**Given request:**
Gather up every line that includes the string "React".

**Data supplied:**
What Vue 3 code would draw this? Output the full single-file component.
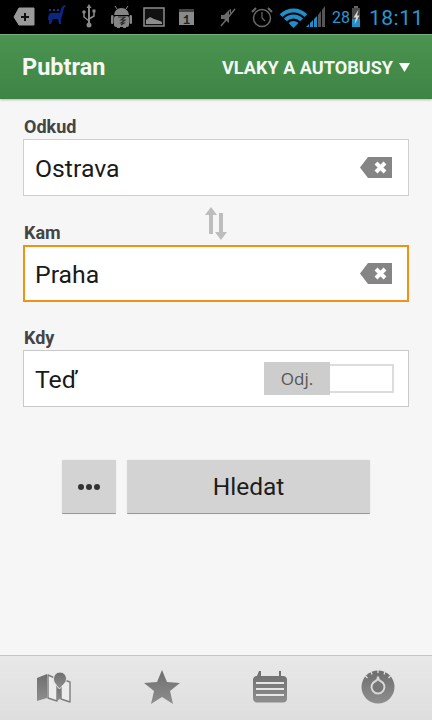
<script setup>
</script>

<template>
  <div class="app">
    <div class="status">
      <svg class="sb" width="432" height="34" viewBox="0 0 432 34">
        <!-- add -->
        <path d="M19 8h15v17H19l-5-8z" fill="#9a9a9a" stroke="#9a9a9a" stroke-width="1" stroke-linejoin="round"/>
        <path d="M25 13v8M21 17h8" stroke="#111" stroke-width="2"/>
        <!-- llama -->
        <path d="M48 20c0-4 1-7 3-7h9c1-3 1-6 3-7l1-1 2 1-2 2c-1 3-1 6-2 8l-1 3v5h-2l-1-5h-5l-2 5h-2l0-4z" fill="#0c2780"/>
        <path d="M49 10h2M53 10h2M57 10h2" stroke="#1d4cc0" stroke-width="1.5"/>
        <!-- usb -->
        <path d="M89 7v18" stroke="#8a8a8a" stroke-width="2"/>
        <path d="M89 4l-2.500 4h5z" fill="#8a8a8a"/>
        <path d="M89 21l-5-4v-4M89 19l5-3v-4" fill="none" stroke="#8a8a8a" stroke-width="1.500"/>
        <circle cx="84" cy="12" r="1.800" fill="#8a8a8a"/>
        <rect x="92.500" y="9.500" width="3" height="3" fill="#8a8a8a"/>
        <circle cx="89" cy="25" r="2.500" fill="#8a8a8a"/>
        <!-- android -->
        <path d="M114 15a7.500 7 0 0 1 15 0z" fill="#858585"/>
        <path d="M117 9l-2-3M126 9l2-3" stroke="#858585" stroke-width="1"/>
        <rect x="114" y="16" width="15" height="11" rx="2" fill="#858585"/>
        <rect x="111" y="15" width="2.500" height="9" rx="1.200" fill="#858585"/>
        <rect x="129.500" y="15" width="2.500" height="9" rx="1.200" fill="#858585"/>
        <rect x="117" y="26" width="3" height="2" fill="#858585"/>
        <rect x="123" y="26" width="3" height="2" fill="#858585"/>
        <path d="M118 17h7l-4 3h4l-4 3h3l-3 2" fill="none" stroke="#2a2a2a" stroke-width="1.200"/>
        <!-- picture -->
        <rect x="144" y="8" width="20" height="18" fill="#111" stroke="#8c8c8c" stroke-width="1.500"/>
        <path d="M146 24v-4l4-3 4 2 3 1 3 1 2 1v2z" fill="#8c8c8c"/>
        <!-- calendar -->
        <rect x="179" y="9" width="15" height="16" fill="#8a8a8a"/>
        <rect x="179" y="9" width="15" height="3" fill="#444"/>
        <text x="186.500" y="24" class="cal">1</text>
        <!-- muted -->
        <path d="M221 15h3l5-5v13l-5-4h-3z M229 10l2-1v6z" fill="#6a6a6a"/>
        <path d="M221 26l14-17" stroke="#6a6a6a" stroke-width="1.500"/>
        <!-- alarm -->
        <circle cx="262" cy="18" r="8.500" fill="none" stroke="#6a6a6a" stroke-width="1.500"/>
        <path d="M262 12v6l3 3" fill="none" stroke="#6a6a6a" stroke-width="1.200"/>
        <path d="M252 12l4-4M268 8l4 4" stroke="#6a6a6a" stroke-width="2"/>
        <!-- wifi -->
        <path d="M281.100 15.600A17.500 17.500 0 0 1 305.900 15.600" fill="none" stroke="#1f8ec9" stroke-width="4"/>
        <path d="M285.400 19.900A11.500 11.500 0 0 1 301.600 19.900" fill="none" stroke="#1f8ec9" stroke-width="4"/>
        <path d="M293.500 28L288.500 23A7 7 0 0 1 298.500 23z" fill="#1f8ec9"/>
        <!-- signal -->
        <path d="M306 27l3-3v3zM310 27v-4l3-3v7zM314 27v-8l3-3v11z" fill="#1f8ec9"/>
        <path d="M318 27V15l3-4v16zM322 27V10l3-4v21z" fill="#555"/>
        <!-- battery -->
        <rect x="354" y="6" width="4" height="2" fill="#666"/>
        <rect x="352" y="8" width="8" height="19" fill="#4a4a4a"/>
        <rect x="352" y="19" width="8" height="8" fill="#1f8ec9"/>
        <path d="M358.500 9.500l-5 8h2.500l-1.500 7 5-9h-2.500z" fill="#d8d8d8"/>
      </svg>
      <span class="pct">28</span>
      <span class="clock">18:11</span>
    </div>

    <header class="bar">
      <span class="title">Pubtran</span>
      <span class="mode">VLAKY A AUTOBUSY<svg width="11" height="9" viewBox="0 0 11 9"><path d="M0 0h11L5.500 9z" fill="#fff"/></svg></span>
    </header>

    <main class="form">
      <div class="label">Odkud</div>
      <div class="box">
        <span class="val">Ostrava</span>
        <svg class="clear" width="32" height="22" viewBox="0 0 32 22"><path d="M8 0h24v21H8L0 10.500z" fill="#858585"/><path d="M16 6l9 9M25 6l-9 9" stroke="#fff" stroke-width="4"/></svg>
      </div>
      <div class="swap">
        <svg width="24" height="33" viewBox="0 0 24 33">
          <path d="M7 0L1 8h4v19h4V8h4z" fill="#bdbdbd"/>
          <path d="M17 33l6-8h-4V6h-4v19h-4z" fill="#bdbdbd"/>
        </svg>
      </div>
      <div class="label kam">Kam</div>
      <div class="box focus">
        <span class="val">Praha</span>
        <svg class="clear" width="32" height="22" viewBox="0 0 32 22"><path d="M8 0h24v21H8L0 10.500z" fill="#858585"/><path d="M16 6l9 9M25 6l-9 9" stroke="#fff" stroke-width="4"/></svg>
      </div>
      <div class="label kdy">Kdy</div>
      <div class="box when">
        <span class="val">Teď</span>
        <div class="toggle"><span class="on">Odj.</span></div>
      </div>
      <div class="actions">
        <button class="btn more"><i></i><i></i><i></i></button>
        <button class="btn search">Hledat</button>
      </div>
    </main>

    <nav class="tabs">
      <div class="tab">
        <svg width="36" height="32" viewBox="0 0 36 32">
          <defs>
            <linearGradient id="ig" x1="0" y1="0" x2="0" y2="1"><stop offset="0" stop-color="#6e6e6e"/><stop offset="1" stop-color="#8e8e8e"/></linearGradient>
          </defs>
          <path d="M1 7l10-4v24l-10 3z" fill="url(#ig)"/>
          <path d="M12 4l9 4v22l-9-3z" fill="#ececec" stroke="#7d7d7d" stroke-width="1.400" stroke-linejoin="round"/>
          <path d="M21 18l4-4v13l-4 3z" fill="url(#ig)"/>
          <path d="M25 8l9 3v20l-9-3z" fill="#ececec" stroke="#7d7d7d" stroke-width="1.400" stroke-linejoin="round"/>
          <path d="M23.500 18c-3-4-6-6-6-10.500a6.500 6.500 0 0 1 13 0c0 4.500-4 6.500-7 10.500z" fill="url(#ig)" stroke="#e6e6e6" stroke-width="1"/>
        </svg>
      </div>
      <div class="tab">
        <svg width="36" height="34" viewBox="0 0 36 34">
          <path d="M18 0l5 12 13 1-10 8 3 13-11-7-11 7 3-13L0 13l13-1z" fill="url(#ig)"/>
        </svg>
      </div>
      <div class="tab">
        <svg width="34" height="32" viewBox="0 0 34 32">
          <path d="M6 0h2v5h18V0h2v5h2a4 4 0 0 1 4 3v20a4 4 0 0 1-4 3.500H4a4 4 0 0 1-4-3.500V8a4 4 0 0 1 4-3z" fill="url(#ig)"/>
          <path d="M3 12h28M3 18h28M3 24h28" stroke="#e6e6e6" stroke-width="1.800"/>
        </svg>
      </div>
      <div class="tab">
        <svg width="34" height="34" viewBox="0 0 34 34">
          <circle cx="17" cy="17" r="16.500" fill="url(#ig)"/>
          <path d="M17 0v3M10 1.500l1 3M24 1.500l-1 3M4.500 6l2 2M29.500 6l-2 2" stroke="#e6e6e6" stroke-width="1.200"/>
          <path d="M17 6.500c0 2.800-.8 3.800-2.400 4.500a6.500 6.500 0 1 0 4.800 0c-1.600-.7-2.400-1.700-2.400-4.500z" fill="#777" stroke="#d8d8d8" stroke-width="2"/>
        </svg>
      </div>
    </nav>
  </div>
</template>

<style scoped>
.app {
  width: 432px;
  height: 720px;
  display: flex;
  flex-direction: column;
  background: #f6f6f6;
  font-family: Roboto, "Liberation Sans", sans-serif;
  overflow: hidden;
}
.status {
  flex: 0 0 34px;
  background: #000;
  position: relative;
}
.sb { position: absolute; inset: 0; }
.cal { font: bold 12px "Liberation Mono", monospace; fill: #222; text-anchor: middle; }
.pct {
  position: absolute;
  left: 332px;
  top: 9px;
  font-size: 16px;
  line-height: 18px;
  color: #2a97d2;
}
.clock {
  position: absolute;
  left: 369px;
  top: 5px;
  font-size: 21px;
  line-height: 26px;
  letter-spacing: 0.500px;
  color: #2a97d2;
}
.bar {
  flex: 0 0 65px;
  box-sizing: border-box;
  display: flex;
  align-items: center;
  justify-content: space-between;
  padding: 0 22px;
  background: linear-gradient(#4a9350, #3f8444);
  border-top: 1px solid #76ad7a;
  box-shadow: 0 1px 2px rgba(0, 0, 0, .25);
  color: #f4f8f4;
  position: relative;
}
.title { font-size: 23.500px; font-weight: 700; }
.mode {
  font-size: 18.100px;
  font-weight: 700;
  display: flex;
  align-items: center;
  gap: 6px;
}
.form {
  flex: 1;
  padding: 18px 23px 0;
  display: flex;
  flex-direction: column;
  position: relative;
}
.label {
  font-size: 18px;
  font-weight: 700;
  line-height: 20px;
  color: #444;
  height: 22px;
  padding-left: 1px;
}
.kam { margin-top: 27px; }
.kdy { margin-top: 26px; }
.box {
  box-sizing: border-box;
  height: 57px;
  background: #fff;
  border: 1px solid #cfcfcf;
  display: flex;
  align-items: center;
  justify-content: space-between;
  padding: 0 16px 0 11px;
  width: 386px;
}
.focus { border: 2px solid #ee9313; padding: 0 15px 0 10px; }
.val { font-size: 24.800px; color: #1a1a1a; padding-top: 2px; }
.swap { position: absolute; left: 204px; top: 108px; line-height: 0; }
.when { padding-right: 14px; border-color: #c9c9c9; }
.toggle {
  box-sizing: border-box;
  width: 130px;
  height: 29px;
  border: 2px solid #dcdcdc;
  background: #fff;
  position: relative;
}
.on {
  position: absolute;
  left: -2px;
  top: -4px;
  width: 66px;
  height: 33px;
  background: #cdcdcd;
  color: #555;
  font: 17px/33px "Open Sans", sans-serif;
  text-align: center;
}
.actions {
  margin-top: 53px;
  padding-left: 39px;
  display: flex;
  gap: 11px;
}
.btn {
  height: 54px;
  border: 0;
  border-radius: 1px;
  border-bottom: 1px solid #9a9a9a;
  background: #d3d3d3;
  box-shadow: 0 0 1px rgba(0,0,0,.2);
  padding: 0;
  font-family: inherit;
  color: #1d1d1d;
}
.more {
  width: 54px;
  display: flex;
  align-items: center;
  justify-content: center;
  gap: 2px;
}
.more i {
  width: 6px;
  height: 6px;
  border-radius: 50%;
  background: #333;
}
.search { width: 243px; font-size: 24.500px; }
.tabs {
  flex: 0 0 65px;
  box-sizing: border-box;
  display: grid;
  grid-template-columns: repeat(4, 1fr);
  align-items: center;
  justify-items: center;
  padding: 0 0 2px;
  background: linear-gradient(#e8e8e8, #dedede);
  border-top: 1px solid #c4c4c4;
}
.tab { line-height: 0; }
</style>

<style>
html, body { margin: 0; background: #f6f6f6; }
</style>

* * *

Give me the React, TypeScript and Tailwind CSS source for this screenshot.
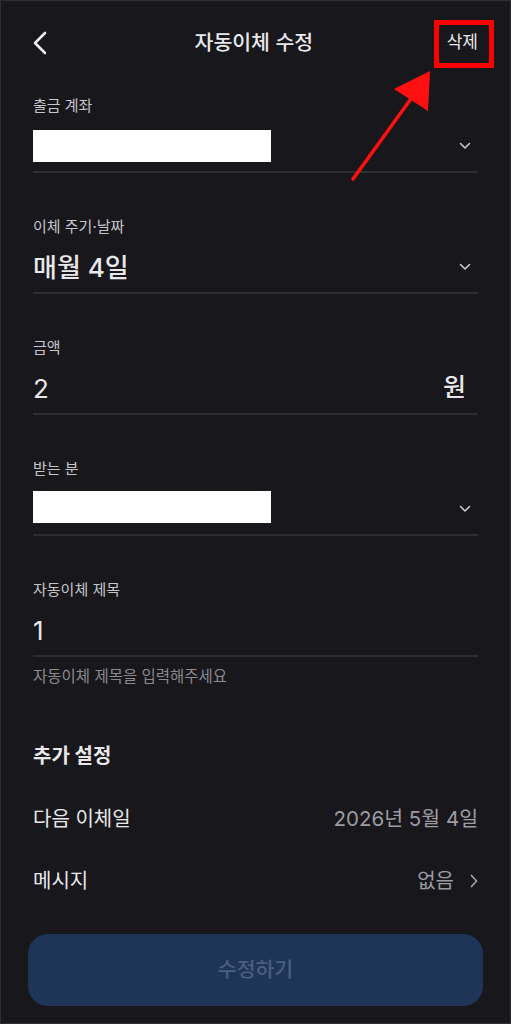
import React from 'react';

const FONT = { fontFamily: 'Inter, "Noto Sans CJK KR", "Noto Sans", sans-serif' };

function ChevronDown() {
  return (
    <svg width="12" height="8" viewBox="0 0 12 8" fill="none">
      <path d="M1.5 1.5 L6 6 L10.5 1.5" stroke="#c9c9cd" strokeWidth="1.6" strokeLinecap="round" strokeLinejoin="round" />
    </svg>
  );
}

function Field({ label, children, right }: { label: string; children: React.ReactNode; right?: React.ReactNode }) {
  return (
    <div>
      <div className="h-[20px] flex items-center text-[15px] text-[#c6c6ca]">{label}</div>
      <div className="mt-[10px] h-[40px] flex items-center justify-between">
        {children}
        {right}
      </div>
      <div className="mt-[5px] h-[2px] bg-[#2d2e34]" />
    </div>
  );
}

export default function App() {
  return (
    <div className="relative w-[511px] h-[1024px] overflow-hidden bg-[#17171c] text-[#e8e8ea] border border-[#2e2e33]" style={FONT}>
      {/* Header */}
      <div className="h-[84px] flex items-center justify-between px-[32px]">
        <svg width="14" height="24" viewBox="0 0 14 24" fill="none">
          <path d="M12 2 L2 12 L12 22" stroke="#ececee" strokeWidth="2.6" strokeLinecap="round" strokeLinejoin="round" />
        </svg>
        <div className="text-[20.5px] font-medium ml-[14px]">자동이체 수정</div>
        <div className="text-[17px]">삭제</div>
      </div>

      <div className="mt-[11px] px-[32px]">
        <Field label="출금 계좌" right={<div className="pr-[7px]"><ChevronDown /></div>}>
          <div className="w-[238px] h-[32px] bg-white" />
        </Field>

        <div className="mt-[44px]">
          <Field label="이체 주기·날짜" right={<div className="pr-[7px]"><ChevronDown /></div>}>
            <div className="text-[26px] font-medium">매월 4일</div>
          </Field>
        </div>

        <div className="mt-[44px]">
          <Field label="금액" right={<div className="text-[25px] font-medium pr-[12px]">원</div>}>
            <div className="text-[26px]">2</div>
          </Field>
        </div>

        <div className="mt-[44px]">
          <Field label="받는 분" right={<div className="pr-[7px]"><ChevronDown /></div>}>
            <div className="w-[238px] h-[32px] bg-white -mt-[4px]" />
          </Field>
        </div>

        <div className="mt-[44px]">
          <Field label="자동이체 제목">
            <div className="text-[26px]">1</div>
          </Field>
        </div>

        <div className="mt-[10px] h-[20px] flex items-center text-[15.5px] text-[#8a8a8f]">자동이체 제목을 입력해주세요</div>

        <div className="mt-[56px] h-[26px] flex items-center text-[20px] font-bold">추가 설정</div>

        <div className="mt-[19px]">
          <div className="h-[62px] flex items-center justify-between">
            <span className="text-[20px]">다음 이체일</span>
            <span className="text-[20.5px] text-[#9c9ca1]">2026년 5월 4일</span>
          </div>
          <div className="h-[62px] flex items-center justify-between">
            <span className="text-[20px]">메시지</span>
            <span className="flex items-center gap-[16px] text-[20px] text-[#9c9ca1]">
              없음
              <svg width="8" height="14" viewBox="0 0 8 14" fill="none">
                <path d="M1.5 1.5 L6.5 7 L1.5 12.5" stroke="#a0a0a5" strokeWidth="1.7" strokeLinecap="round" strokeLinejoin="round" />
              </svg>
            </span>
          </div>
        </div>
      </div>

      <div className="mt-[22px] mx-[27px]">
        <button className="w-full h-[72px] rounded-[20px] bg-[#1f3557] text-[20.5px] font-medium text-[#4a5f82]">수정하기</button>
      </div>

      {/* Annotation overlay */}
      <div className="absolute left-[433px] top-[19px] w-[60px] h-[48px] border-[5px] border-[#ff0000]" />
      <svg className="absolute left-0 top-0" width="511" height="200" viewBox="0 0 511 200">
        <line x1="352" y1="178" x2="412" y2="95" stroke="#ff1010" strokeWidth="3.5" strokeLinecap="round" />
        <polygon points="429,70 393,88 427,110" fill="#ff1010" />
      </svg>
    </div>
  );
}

**Exercise solution:**
Give me the React, TypeScript and Tailwind CSS source for this screenshot.
import React from 'react';
function Field({ label, children, right }: { label: string; children: React.ReactNode; right?: React.ReactNode }) {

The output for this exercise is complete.